_Provided data_
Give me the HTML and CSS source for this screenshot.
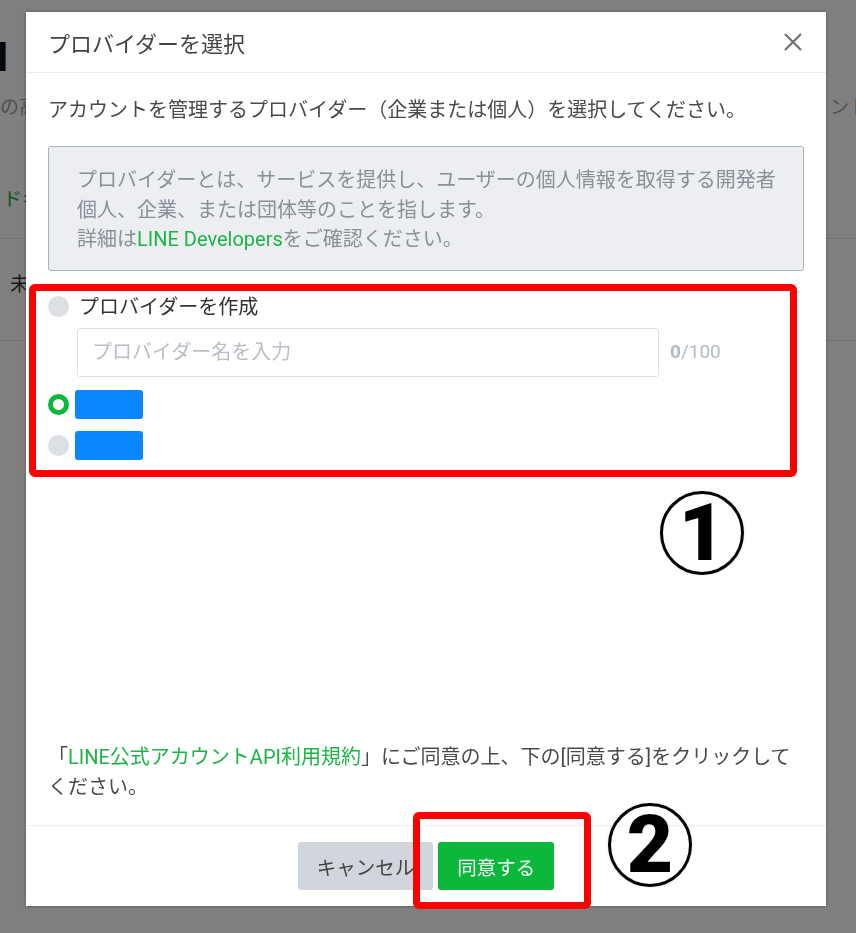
FILE: index.html
```html
<!DOCTYPE html>
<html lang="ja">

<head>
    <meta charset="UTF-8">
    <meta name="viewport" content="width=device-width, initial-scale=1.0">
    <title>プロバイダーを選択</title>
    <link rel="stylesheet" href="styles.css">
</head>

<body>
    <!-- page behind the dialog -->
    <div class="page">
        <h1 class="page-title">API</h1>
        <div class="page-lead">
            <span>の高い安全性とメッセージ配信</span>
            <span>ントの設定</span>
        </div>
        <div class="page-section">
            <div class="page-link">ドキュメント</div>
        </div>
        <div class="page-section page-item">
            <div>未設定</div>
        </div>
    </div>

    <div class="overlay">
        <div class="modal">
            <div class="modal-header">
                <h2 class="modal-title">プロバイダーを選択</h2>
                <button class="close-btn" aria-label="閉じる">
                    <svg width="18" height="18" viewBox="0 0 18 18">
                        <path d="M1 1L17 17M17 1L1 17" stroke="#6b6b6b" stroke-width="2" fill="none"/>
                    </svg>
                </button>
            </div>

            <div class="modal-body">
                <p class="intro">アカウントを管理するプロバイダー（企業または個人）を選択してください。</p>

                <div class="notice">
                    プロバイダーとは、サービスを提供し、ユーザーの個人情報を取得する開発者個人、企業、または団体等のことを指します。<br>
                    詳細は<a href="#">LINE Developers</a>をご確認ください。
                </div>

                <div class="providers">
                    <label class="radio-row">
                        <span class="radio"></span>
                        <span>プロバイダーを作成</span>
                    </label>
                    <div class="name-field">
                        <input class="name-input" type="text" placeholder="プロバイダー名を入力">
                        <span class="counter"><b>0</b>/100</span>
                    </div>
                    <label class="radio-row">
                        <span class="radio checked"></span>
                        <span class="redacted"></span>
                    </label>
                    <label class="radio-row">
                        <span class="radio"></span>
                        <span class="redacted"></span>
                    </label>
                </div>

                <p class="terms">「<a href="#">LINE公式アカウントAPI利用規約</a>」にご同意の上、下の[同意する]をクリックしてください。</p>
            </div>

            <div class="modal-footer">
                <button class="btn btn-cancel">キャンセル</button>
                <button class="btn btn-agree">同意する</button>
            </div>
        </div>

        <!-- annotations -->
        <div class="mark-box mark-box-1"></div>
        <div class="mark-box mark-box-2"></div>
        <div class="mark-num mark-num-1">1</div>
        <div class="mark-num mark-num-2">2</div>
    </div>
</body>

</html>
```

FILE: styles.css
```css
body {
    margin: 0;
    height: 933px;
    overflow: hidden;
    font-family: Roboto, "Noto Sans CJK JP", sans-serif;
    color: #333;
    background: #fff;
}

/* page behind */
.page {
    padding-top: 36px;
    white-space: nowrap;
    overflow: hidden;
}

.page-title {
    margin: 0;
    font-size: 40px;
    line-height: 44px;
    font-weight: 700;
    color: #111;
    text-indent: -56px;
}

.page-lead {
    display: grid;
    grid-template-columns: 830px 1fr;
    margin-top: 13px;
    font-size: 19px;
    line-height: 30px;
    color: #a0a0a0;
    overflow: hidden;
}

.page-section {
    border-bottom: 1px solid #e4e4e4;
    font-size: 19px;
    line-height: 30px;
}

.page-link {
    margin-top: 62px;
    padding: 0 0 23px 3px;
    color: #1aab3a;
}

.page-item {
    padding: 31px 0 40px 10px;
    color: #333;
}

/* dialog */
.overlay {
    position: fixed;
    inset: 0;
    background: rgba(0, 0, 0, 0.5);
    padding: 12px 0 0 26px;
}

.modal {
    width: 800px;
    height: 894px;
    background: #fff;
    display: flex;
    flex-direction: column;
    box-shadow: 0 0 3px rgba(0, 0, 0, 0.35);
}

.modal-header {
    height: 60px;
    flex: none;
    border-bottom: 1px solid #ececec;
    display: flex;
    align-items: center;
    justify-content: space-between;
    padding: 0 24px 0 22px;
}

.modal-title {
    margin: 0;
    font-size: 22px;
    font-weight: 400;
    color: #444;
}

.close-btn {
    border: none;
    background: none;
    padding: 0;
    width: 18px;
    height: 18px;
    display: flex;
}

.modal-body {
    flex: 1;
    display: flex;
    flex-direction: column;
    padding: 22px 22px 23px;
    font-size: 20px;
    line-height: 30px;
    color: #4a4a4a;
}

.intro {
    margin: 0;
}

.notice {
    margin-top: 21px;
    background: #eceef1;
    border: 1.5px solid #aab1ba;
    border-radius: 3px;
    padding: 19px 22px 15px 28px;
    line-height: 29.5px;
    color: #8a9098;
}

.notice a,
.terms a {
    color: #1db446;
    text-decoration: none;
}

.providers {
    margin-top: 21px;
}

.radio-row {
    display: flex;
    align-items: center;
    gap: 10px;
    height: 30px;
    color: #333;
}

.radio-row + .radio-row {
    margin-top: 11px;
}

.radio {
    flex: none;
    width: 21px;
    height: 21px;
    box-sizing: border-box;
    border-radius: 50%;
    background: #dcdfe3;
}

.radio.checked {
    background: #fff;
    border: 5.5px solid #0bb83b;
}

.redacted {
    width: 68px;
    height: 29px;
    margin-left: -4px;
    border-radius: 3px;
    background: #0a86ff;
}

.name-field {
    display: flex;
    align-items: center;
    gap: 11px;
    margin: 6px 0 13px 29px;
}

.name-input {
    width: 582px;
    height: 49px;
    box-sizing: border-box;
    border: 1.5px solid #dde1e6;
    border-radius: 3px;
    padding: 0 14px;
    font: inherit;
    color: #333;
    outline: none;
}

.name-input::placeholder {
    color: #b9bfc6;
}

.counter {
    font-size: 19px;
    color: #b3bbc3;
}

.terms {
    margin: auto 0 0;
}

.modal-footer {
    flex: none;
    border-top: 1px solid #efefef;
    padding: 16px;
    display: flex;
    justify-content: center;
    gap: 5px;
}

.btn {
    height: 48px;
    padding: 0 19px;
    border: none;
    border-radius: 3px;
    font-family: inherit;
    font-size: 19.5px;
    white-space: nowrap;
}

.btn-cancel {
    background: #d1d6dc;
    color: #444;
}

.btn-agree {
    background: #0bb83b;
    color: #fff;
}

/* annotations */
.mark-box {
    position: absolute;
    box-sizing: border-box;
    border: 7px solid #ff0000;
    border-radius: 6px;
}

.mark-box-1 {
    left: 29px;
    top: 284px;
    width: 768px;
    height: 193px;
}

.mark-box-2 {
    left: 413px;
    top: 812px;
    width: 178px;
    height: 97px;
}

.mark-num {
    position: absolute;
    width: 84px;
    height: 84px;
    box-sizing: border-box;
    border: 3px solid #000;
    border-radius: 50%;
    display: flex;
    align-items: center;
    justify-content: center;
    font-family: Roboto, sans-serif;
    font-size: 80px;
    font-weight: 900;
    line-height: 1;
    color: #000;
    box-shadow: 0 0 3px rgba(0, 0, 0, 0.15);
}

.mark-num-1 {
    left: 660px;
    top: 491px;
}

.mark-num-2 {
    left: 608px;
    top: 803px;
}
```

_What to work on_
Omit the pictures and reproduce the listing exactly.

_Solution to the exercise_
Give me the HTML and CSS source for this screenshot.
FILE: index.html
```html
<!DOCTYPE html>
<html lang="ja">

<head>
    <meta charset="UTF-8">
    <meta name="viewport" content="width=device-width, initial-scale=1.0">
    <title>プロバイダーを選択</title>
    <link rel="stylesheet" href="styles.css">
</head>

<body>
    <!-- page behind the dialog -->
    <div class="page">
        <h1 class="page-title">API</h1>
        <div class="page-lead">
            <span>の高い安全性とメッセージ配信</span>
            <span>ントの設定</span>
        </div>
        <div class="page-section">
            <div class="page-link">ドキュメント</div>
        </div>
        <div class="page-section page-item">
            <div>未設定</div>
        </div>
    </div>

    <div class="overlay">
        <div class="modal">
            <div class="modal-header">
                <h2 class="modal-title">プロバイダーを選択</h2>
                <button class="close-btn" aria-label="閉じる">
                    <svg width="18" height="18" viewBox="0 0 18 18">
                        <path d="M1 1L17 17M17 1L1 17" stroke="#6b6b6b" stroke-width="2" fill="none"/>
                    </svg>
                </button>
            </div>

            <div class="modal-body">
                <p class="intro">アカウントを管理するプロバイダー（企業または個人）を選択してください。</p>

                <div class="notice">
                    プロバイダーとは、サービスを提供し、ユーザーの個人情報を取得する開発者個人、企業、または団体等のことを指します。<br>
                    詳細は<a href="#">LINE Developers</a>をご確認ください。
                </div>

                <div class="providers">
                    <label class="radio-row">
                        <span class="radio"></span>
                        <span>プロバイダーを作成</span>
                    </label>
                    <div class="name-field">
                        <input class="name-input" type="text" placeholder="プロバイダー名を入力">
                        <span class="counter"><b>0</b>/100</span>
                    </div>
                    <label class="radio-row">
                        <span class="radio checked"></span>
                        <span class="redacted"></span>
                    </label>
                    <label class="radio-row">
                        <span class="radio"></span>
                        <span class="redacted"></span>
                    </label>
                </div>

                <p class="terms">「<a href="#">LINE公式アカウントAPI利用規約</a>」にご同意の上、下の[同意する]をクリックしてください。</p>
            </div>

            <div class="modal-footer">
                <button class="btn btn-cancel">キャンセル</button>
                <button class="btn btn-agree">同意する</button>
            </div>
        </div>

        <!-- annotations -->
        <div class="mark-box mark-box-1"></div>
        <div class="mark-box mark-box-2"></div>
        <div class="mark-num mark-num-1">1</div>
        <div class="mark-num mark-num-2">2</div>
    </div>
</body>

</html>
```

FILE: styles.css
```css
body {
    margin: 0;
    height: 933px;
    overflow: hidden;
    font-family: Roboto, "Noto Sans CJK JP", sans-serif;
    color: #333;
    background: #fff;
}

/* page behind */
.page {
    padding-top: 36px;
    white-space: nowrap;
    overflow: hidden;
}

.page-title {
    margin: 0;
    font-size: 40px;
    line-height: 44px;
    font-weight: 700;
    color: #111;
    text-indent: -56px;
}

.page-lead {
    display: grid;
    grid-template-columns: 830px 1fr;
    margin-top: 13px;
    font-size: 19px;
    line-height: 30px;
    color: #a0a0a0;
    overflow: hidden;
}

.page-section {
    border-bottom: 1px solid #e4e4e4;
    font-size: 19px;
    line-height: 30px;
}

.page-link {
    margin-top: 62px;
    padding: 0 0 23px 3px;
    color: #1aab3a;
}

.page-item {
    padding: 31px 0 40px 10px;
    color: #333;
}

/* dialog */
.overlay {
    position: fixed;
    inset: 0;
    background: rgba(0, 0, 0, 0.5);
    padding: 12px 0 0 26px;
}

.modal {
    width: 800px;
    height: 894px;
    background: #fff;
    display: flex;
    flex-direction: column;
    box-shadow: 0 0 3px rgba(0, 0, 0, 0.35);
}

.modal-header {
    height: 60px;
    flex: none;
    border-bottom: 1px solid #ececec;
    display: flex;
    align-items: center;
    justify-content: space-between;
    padding: 0 24px 0 22px;
}

.modal-title {
    margin: 0;
    font-size: 22px;
    font-weight: 400;
    color: #444;
}

.close-btn {
    border: none;
    background: none;
    padding: 0;
    width: 18px;
    height: 18px;
    display: flex;
}

.modal-body {
    flex: 1;
    display: flex;
    flex-direction: column;
    padding: 22px 22px 23px;
    font-size: 20px;
    line-height: 30px;
    color: #4a4a4a;
}

.intro {
    margin: 0;
}

.notice {
    margin-top: 21px;
    background: #eceef1;
    border: 1.5px solid #aab1ba;
    border-radius: 3px;
    padding: 19px 22px 15px 28px;
    line-height: 29.5px;
    color: #8a9098;
}

.notice a,
.terms a {
    color: #1db446;
    text-decoration: none;
}

.providers {
    margin-top: 21px;
}

.radio-row {
    display: flex;
    align-items: center;
    gap: 10px;
    height: 30px;
    color: #333;
}

.radio-row + .radio-row {
    margin-top: 11px;
}

.radio {
    flex: none;
    width: 21px;
    height: 21px;
    box-sizing: border-box;
    border-radius: 50%;
    background: #dcdfe3;
}

.radio.checked {
    background: #fff;
    border: 5.5px solid #0bb83b;
}

.redacted {
    width: 68px;
    height: 29px;
    margin-left: -4px;
    border-radius: 3px;
    background: #0a86ff;
}

.name-field {
    display: flex;
    align-items: center;
    gap: 11px;
    margin: 6px 0 13px 29px;
}

.name-input {
    width: 582px;
    height: 49px;
    box-sizing: border-box;
    border: 1.5px solid #dde1e6;
    border-radius: 3px;
    padding: 0 14px;
    font: inherit;
    color: #333;
    outline: none;
}

.name-input::placeholder {
    color: #b9bfc6;
}

.counter {
    font-size: 19px;
    color: #b3bbc3;
}

.terms {
    margin: auto 0 0;
}

.modal-footer {
    flex: none;
    border-top: 1px solid #efefef;
    padding: 16px;
    display: flex;
    justify-content: center;
    gap: 5px;
}

.btn {
    height: 48px;
    padding: 0 19px;
    border: none;
    border-radius: 3px;
    font-family: inherit;
    font-size: 19.5px;
    white-space: nowrap;
}

.btn-cancel {
    background: #d1d6dc;
    color: #444;
}

.btn-agree {
    background: #0bb83b;
    color: #fff;
}

/* annotations */
.mark-box {
    position: absolute;
    box-sizing: border-box;
    border: 7px solid #ff0000;
    border-radius: 6px;
}

.mark-box-1 {
    left: 29px;
    top: 284px;
    width: 768px;
    height: 193px;
}

.mark-box-2 {
    left: 413px;
    top: 812px;
    width: 178px;
    height: 97px;
}

.mark-num {
    position: absolute;
    width: 84px;
    height: 84px;
    box-sizing: border-box;
    border: 3px solid #000;
    border-radius: 50%;
    display: flex;
    align-items: center;
    justify-content: center;
    font-family: Roboto, sans-serif;
    font-size: 80px;
    font-weight: 900;
    line-height: 1;
    color: #000;
    box-shadow: 0 0 3px rgba(0, 0, 0, 0.15);
}

.mark-num-1 {
    left: 660px;
    top: 491px;
}

.mark-num-2 {
    left: 608px;
    top: 803px;
}
```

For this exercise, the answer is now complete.